術後経過は順調でお元気に退院されました。それ以後、下肢の動脈も狭くなり、これはカテーテル治療PPIで軽快しました。

オフポンプバイパス手術から3年が経ち、バイパスのグラフトは健在で患者さんを守っています。米田正始が奈良にあるかんさいハートセンターを立ち上げてからはこちらの外来に通っておられます。これからも永く元気なお付き合いで行きましょう。


◆患者さんの想い出2:

Bさんは60歳の男性で P1120188b狭心症と発作性心房細動のため米田外来へ来られました。

冠動脈が中枢部で複雑にやられているためカテーテルPCIよりもオフポンプ冠動脈バイパス手術を行うことになりました。また比較的お若くこれからがあることも一因でした。

手術ではまず右内胸動脈を左前下降枝へつけ、さらに左内胸動脈を回旋枝につなぎました。良好な流量とパタンを確認しました。右冠動脈はかつてのステントがまだ使える状態のためバイパスはつけませんでした。

術前に不整脈発作とくに心房細動AFを繰り返しておられたため、簡略に直すことになりました。心臓がかなり張っていたため、安全確実に体外循環・心拍動下に冷凍凝固を行いました。

術後経過は良好でまもなくお元気に退院されました。

狭心症に心房細動が合併するのは近年は稀でなくなりました。こうしたケースではそのどちらも治すことが大切と思います。

Bさん、これから自然な生活を十分楽しんで下さい。


◆患者さんの想い出3:

Cさんは70代後半の男性で心筋梗塞を P1120192b患われ、四国から来られました。

地元の病院ではカテーテルPCIも冠動脈バイパス手術もできないと言われ、ハートセンターへ来院されたのでした。息子さんが頭脳明晰な方でネットや本で徹底的に調べられたのです。

データを拝見しますと、前下降枝が完全閉塞しており、カテーテルの動画を見ても血管が映ってこないという困った状況でした。右冠動脈も同様につよく壊れていました。地元の病院で治療できないと言われたのはなるほどと思いました。

しかしそのままではCさんは永く生きられません。何とかする必要があります。

上記のカテーテルやCT、心機能のデータを併せ考え、私の経験上、おそらくオフポンプバイパス手術ができる血管があるだろうという読みで心臓手術に臨みました。

案の定、良い血管(左前下降枝)が隠れているのをみつけました。そこへ内胸動脈をバイパスし、良好な流量とパタンを確認しました。

これでこの患者さんの予後はぐっと改善しますが、さらに右冠動脈にもバイパスを付ける部位があることがわかりました。その一点にバイパスを付けました。これも良い流量とパタンを得ました。これでオフポンプバイパス手術の威力はさらに増します。

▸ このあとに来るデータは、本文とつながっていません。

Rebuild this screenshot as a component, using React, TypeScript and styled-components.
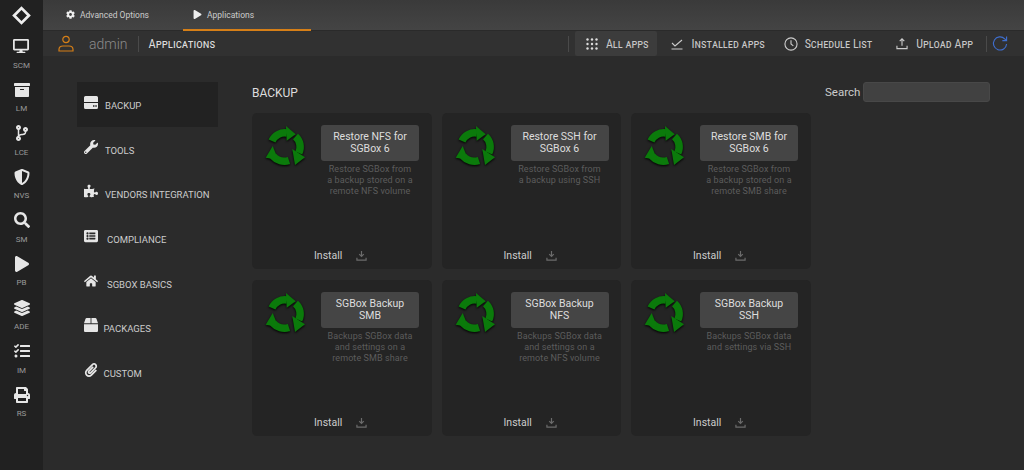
import React from "react";
import styled, { createGlobalStyle } from "styled-components";
import {
  FaDesktop, FaArchive, FaShieldAlt, FaSearch, FaPlay, FaLayerGroup, FaTasks, FaPrint,
  FaWrench, FaPuzzlePiece, FaListAlt, FaHome, FaPaperclip, FaCog, FaCodeBranch, FaBox,
} from "react-icons/fa";

const Global = createGlobalStyle`
  html, body { margin: 0; padding: 0; background: #2b2b2b; }
  body { font-family: Roboto, "Liberation Sans", sans-serif; overflow: hidden; }
  * { box-sizing: border-box; }
`;

const Page = styled.div`display: flex; width: 1024px; height: 470px; background: #2b2b2b;`;
const Rail = styled.nav`
  width: 43px; flex: none; background: #212121; display: flex; flex-direction: column; align-items: center;
`;
const Logo = styled.div`height: 30px; width: 100%; display: flex; align-items: center; justify-content: center;`;
const RailItem = styled.div`
  height: 43.6px; display: flex; flex-direction: column; align-items: center; padding-top: 8px; color: #e6e6e6;
  svg { font-size: 16px; display: block; }
`;
const RailLabel = styled.span`font-size: 8px; color: #999; line-height: 10px; margin-top: 6.5px;`;
const Main = styled.div`flex: 1; min-width: 0; display: flex; flex-direction: column;`;
const TabBar = styled.div`
  height: 31px; flex: none; display: flex; background: linear-gradient(#3a3a3a, #444);
  border-bottom: 1px solid #2a2a2a; padding-left: 12px;
`;
const Tab = styled.div<{ $active?: boolean }>`
  width: 128px; height: 31px; display: flex; align-items: center; gap: 5px;
  padding-left: ${(p) => (p.$active ? "10px" : "11px")}; font-size: 8.5px; color: #ccc;
  border-bottom: 2px solid ${(p) => (p.$active ? "#d67f17" : "transparent")};
  svg { color: #eee; }
`;
const ToolBar = styled.div`
  height: 25px; flex: none; display: flex; align-items: center; background: #313131; padding-left: 15px;
`;
const UserName = styled.span`font-size: 14px; color: #8b8b8b; margin-left: 15px; font-weight: 300;`;
const Sep = styled.span<{ $ml?: number }>`width: 1px; height: 16px; background: #4a4a4a; margin-left: ${(p) => p.$ml ?? 0}px;`;
const Title = styled.span`font-size: 12.5px; font-variant: small-caps; font-stretch: 75%; color: #ddd; margin-left: 10px;`;
const Spacer = styled.div`flex: 1;`;
const Action = styled.div<{ $active?: boolean; $ml: number; $gap: number }>`
  height: 25px; display: flex; align-items: center; gap: ${(p) => p.$gap}px; margin-left: ${(p) => p.$ml}px;
  padding: ${(p) => (p.$active ? "0 8px 0 11px" : "0")};
  font-size: 12px; font-variant: small-caps; font-stretch: 75%; color: #c8c8c8; white-space: nowrap;
  background: ${(p) => (p.$active ? "#3c3c3c" : "transparent")}; border-radius: 2px;
`;
const Refresh = styled.span`margin: 0 16px 0 5px; display: flex;`;
const Body = styled.div`flex: 1; display: flex; min-height: 0;`;
const Menu = styled.div`width: 175px; flex: none; margin: 26px 0 0 34px; display: flex; flex-direction: column;`;
const MenuItem = styled.div<{ $active?: boolean }>`
  height: 44.6px; width: 141px; display: flex; align-items: center; padding-left: 7px;
  font-size: 9.5px; color: #ccc; background: ${(p) => (p.$active ? "#222" : "transparent")}; white-space: nowrap;
`;
const MenuIcon = styled.span<{ $w: number }>`
  width: ${(p) => p.$w}px; flex: none; display: flex; margin-top: -4px;
  svg { font-size: 14px; color: #e6e6e6; }
`;
const MenuText = styled.span`margin-top: 3px;`;
const Content = styled.div`width: 569px; padding-top: 30px;`;
const Heading = styled.div`font-size: 12px; color: #ddd; line-height: 14px; margin-bottom: 13px;`;
const Grid = styled.div`display: grid; grid-template-columns: repeat(3, 179.5px); gap: 11px 10px;`;
const Card = styled.div`
  height: 156px; background: #242424; border-radius: 5px; display: flex; flex-direction: column;
`;
const CardTop = styled.div`display: flex; flex: 1; padding: 12px 10px 0 12px;`;
const CardText = styled.div`width: 98px; margin-left: 15px; display: flex; flex-direction: column; align-items: center;`;
const CardTitle = styled.div`
  width: 98px; height: 36px; padding: 0 8px; background: #454545; border-radius: 3px; display: flex; align-items: center; justify-content: center;
  text-align: center; font-size: 10.5px; line-height: 12px; color: #ddd;
`;
const CardDesc = styled.div`width: 88px; font-size: 9px; line-height: 11px; color: #5c5c5c; text-align: center; margin-top: 3px; letter-spacing: .1px;`;
const CardFoot = styled.div`display: flex; align-items: center; height: 27px; padding: 0 0 0 62px; gap: 14px;`;
const Install = styled.span`font-size: 10.5px; color: #ccc;`;
const SearchBox = styled.div`display: flex; align-items: center; gap: 3px; margin: 26px 0 0 4px; height: 20px;`;
const SearchLabel = styled.span`font-size: 11.5px; color: #ccc;`;
const SearchInput = styled.div`width: 127px; height: 20px; background: #414141; border: 1px solid #484848; border-radius: 3px;`;

const LogoIcon = () => (
  <svg width="19" height="19" viewBox="0 0 18 18" fill="none" stroke="#eee" strokeWidth="2.6">
    <path d="M9 2 16 9 9 16 2 9Z" />
  </svg>
);
const UserIcon = () => (
  <svg width="16" height="17" viewBox="0 0 16 17" fill="none" stroke="#d67f17" strokeWidth="1.2">
    <circle cx="8" cy="4.5" r="3.2" />
    <path d="M1 16v-1.5C1 12 3 11 5 11h6c2 0 4 1 4 3.5V16Z" />
  </svg>
);
const HddIcon = () => (
  <svg width="14" height="13" viewBox="0 0 14 13" fill="#e6e6e6">
    <path d="M1.500 0h11A1.500 1.500 0 0 1 14 1.500V6H0V1.500A1.500 1.500 0 0 1 1.500 0Z" />
    <path fillRule="evenodd" d="M0 7h14v4.500a1.500 1.500 0 0 1-1.500 1.500h-11A1.500 1.500 0 0 1 0 11.500ZM9 9.300v1.400h1.500V9.300ZM11.300 9.300v1.400h1.500V9.300Z" />
  </svg>
);
const RecycleSvg = styled.svg`flex: none; filter: drop-shadow(0 1px 1px #000);`;
const Recycle = () => (
  <RecycleSvg width="42" height="42" viewBox="-21 -21 42 42">
    <g fill="none" stroke="#0b7a0b" strokeWidth="7.5">
      <path d="M-13-5A14 14 0 0 1 2-13" />
      <path d="M10.500-9.500A14 14 0 0 1 13.800 7" />
      <path d="M4 14.500A15 15 0 0 1-12 10" />
    </g>
    <g fill="#0b7a0b">
      <path d="M1-20 10.700-11.700 1.700-5.300Z" />
      <path d="M7.300 3 20 11.300 10 19Z" />
      <path d="M-19.300 11.700-12.300 0-6.700 14Z" />
    </g>
  </RecycleSvg>
);
const DownIcon = () => (
  <svg width="11" height="11" viewBox="0 0 12 12" fill="none" stroke="#6b6b6b" strokeWidth="1.3">
    <path d="M6 1v6M3.500 4.500 6 7l2.500-2.500M1 8.500V11h10V8.500" />
  </svg>
);
const GridIcon = () => (
  <svg width="12" height="12" viewBox="0 0 12 12" fill="#ddd">
    {[1.500, 6, 10.500].flatMap((x) => [1.500, 6, 10.500].map((y) => <circle key={`${x}${y}`} cx={x} cy={y} r="1.200" />))}
  </svg>
);
const CheckIcon = () => (
  <svg width="12" height="12" viewBox="0 0 12 12" fill="none" stroke="#ccc" strokeWidth="1.100">
    <path d="M1 5l3 3 7-6M0.500 11h11" />
  </svg>
);
const ClockIcon = () => (
  <svg width="14" height="14" viewBox="0 0 15 15" fill="none" stroke="#ccc" strokeWidth="1.200">
    <circle cx="7.500" cy="7.500" r="6.500" />
    <path d="M7.500 3.500v4l2.500 2" />
  </svg>
);
const UploadIcon = () => (
  <svg width="12" height="13" viewBox="0 0 13 13" fill="none" stroke="#ccc" strokeWidth="1.200">
    <path d="M6.500 9V1.500M4 4l2.500-2.500L9 4M1 9v3h11V9" />
  </svg>
);
const RefreshIcon = () => (
  <svg width="16" height="17" viewBox="0 0 17 17" fill="none" stroke="#3f6fd0" strokeWidth="1.200">
    <path d="M15.500 9a7 7 0 1 1-2-5.500L15.500 5.500M15.500 1v4.500H11" />
  </svg>
);

const rail: [React.ComponentType, string][] = [
  [FaDesktop, "SCM"], [FaArchive, "LM"], [FaCodeBranch, "LCE"], [FaShieldAlt, "NVS"], [FaSearch, "SM"],
  [FaPlay, "PB"], [FaLayerGroup, "ADE"], [FaTasks, "IM"], [FaPrint, "RS"],
];
const menu: [React.ComponentType, string, number][] = [
  [HddIcon, "BACKUP", 21], [FaWrench, "TOOLS", 21], [FaPuzzlePiece, "VENDORS INTEGRATION", 21],
  [FaListAlt, "COMPLIANCE", 23], [FaHome, "SGBOX BASICS", 23], [FaBox, "PACKAGES", 19.5], [FaPaperclip, "CUSTOM", 19.5],
];
const cards = [
  ["Restore NFS for SGBox 6", "Restore SGBox from a backup stored on a remote NFS volume"],
  ["Restore SSH for SGBox 6", "Restore SGBox from a backup using SSH"],
  ["Restore SMB for SGBox 6", "Restore SGBox from a backup stored on a remote SMB share"],
  ["SGBox Backup SMB", "Backups SGBox data and settings on a remote SMB share"],
  ["SGBox Backup NFS", "Backups SGBox data and settings on a remote NFS volume"],
  ["SGBox Backup SSH", "Backups SGBox data and settings via SSH"],
];

export default function App() {
  return (
    <Page>
      <Global />
      <Rail>
        <Logo><LogoIcon /></Logo>
        {rail.map(([I, l]) => (
          <RailItem key={l}><I /><RailLabel>{l}</RailLabel></RailItem>
        ))}
      </Rail>
      <Main>
        <TabBar>
          <Tab><FaCog size={9} />Advanced Options</Tab>
          <Tab $active><FaPlay size={9} />Applications</Tab>
        </TabBar>
        <ToolBar>
          <UserIcon />
          <UserName>admin</UserName>
          <Sep $ml={10} />
          <Title>Applications</Title>
          <Spacer />
          <Sep />
          <Action $active $ml={6} $gap={8}><GridIcon />All apps</Action>
          <Action $ml={14} $gap={9}><CheckIcon />Installed apps</Action>
          <Action $ml={19} $gap={7}><ClockIcon />Schedule List</Action>
          <Action $ml={24} $gap={8}><UploadIcon />Upload App</Action>
          <Sep $ml={13} />
          <Refresh><RefreshIcon /></Refresh>
        </ToolBar>
        <Body>
          <Menu>
            {menu.map(([I, l, w], i) => (
              <MenuItem key={l} $active={i === 0}><MenuIcon $w={w}><I /></MenuIcon><MenuText>{l}</MenuText></MenuItem>
            ))}
          </Menu>
          <Content>
            <Heading>BACKUP</Heading>
            <Grid>
              {cards.map(([t, d]) => (
                <Card key={t}>
                  <CardTop>
                    <Recycle />
                    <CardText>
                      <CardTitle>{t}</CardTitle>
                      <CardDesc>{d}</CardDesc>
                    </CardText>
                  </CardTop>
                  <CardFoot><Install>Install</Install><DownIcon /></CardFoot>
                </Card>
              ))}
            </Grid>
          </Content>
          <SearchBox><SearchLabel>Search</SearchLabel><SearchInput /></SearchBox>
        </Body>
      </Main>
    </Page>
  );
}
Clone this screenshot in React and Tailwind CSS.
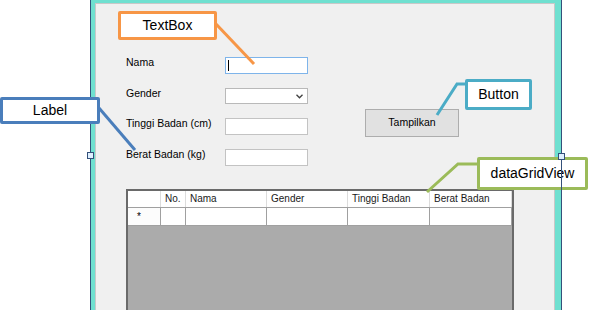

術後経過は良好で、以前からの心不全は少しあるものの、これから薬などで次第に改善できそうな状況でした。退院前に、Cさんは「自分は経済的にあまり余裕がないのでおしゃれな御礼はできません。そこで自分の作品でよければどうぞ」と見事な御自筆の書を下さいました。以後私のオフィスに飾ってあります。

Cさん、お元気で。遠方ですが、私が大阪に異動し、少し近づきましたので時々でもお越し下さい。